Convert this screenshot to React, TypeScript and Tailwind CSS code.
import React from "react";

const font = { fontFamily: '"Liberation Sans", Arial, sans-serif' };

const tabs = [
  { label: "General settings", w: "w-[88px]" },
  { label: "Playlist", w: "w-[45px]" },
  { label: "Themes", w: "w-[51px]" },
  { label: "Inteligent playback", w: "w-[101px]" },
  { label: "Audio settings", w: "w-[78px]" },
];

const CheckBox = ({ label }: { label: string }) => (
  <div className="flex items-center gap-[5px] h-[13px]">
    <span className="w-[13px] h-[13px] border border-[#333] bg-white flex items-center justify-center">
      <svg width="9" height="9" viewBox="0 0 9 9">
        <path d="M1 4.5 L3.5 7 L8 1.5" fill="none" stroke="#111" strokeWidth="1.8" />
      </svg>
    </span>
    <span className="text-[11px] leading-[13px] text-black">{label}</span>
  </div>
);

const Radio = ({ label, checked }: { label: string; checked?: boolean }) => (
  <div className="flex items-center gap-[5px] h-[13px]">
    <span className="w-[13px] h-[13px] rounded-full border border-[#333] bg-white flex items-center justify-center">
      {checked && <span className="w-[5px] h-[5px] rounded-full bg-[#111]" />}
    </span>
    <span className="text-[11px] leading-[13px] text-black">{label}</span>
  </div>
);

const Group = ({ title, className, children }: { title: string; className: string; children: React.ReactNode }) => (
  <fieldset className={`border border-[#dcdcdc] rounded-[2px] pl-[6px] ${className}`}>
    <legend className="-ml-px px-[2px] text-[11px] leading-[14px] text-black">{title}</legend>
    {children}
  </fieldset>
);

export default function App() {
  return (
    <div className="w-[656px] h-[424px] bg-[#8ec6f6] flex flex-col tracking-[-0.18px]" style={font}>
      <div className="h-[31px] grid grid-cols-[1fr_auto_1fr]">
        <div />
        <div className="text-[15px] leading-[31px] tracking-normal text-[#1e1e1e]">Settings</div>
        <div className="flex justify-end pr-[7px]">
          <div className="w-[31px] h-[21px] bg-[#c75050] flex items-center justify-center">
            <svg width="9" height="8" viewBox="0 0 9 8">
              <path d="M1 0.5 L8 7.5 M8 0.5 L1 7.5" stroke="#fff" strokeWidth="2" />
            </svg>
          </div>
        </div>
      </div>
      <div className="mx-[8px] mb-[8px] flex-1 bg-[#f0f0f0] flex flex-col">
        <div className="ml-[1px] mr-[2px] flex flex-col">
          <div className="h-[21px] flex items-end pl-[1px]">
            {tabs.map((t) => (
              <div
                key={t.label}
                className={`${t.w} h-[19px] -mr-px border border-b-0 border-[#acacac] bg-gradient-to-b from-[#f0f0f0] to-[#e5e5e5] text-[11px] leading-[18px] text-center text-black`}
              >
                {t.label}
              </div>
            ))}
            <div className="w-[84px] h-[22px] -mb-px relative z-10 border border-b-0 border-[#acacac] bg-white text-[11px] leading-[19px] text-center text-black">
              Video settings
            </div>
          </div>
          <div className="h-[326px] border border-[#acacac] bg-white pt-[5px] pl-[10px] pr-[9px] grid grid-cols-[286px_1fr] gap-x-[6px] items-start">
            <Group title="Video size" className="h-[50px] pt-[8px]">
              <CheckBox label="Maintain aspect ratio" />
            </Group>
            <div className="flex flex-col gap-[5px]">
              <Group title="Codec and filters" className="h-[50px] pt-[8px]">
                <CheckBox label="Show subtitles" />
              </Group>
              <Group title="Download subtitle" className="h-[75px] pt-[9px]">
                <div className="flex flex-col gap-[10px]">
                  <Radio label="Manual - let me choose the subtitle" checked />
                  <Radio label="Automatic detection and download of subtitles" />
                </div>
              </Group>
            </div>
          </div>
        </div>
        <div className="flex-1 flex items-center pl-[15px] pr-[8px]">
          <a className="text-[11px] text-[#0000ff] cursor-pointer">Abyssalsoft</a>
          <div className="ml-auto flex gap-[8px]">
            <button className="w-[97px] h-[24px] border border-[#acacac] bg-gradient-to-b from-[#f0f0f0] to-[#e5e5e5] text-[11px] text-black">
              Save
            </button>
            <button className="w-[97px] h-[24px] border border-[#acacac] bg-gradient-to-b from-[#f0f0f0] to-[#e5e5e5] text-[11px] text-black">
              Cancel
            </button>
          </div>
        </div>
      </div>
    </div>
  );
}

· · · ·

**Work instructions**
Exactly how many lines contain "React"? State the number and nothing else.

**Response below**
3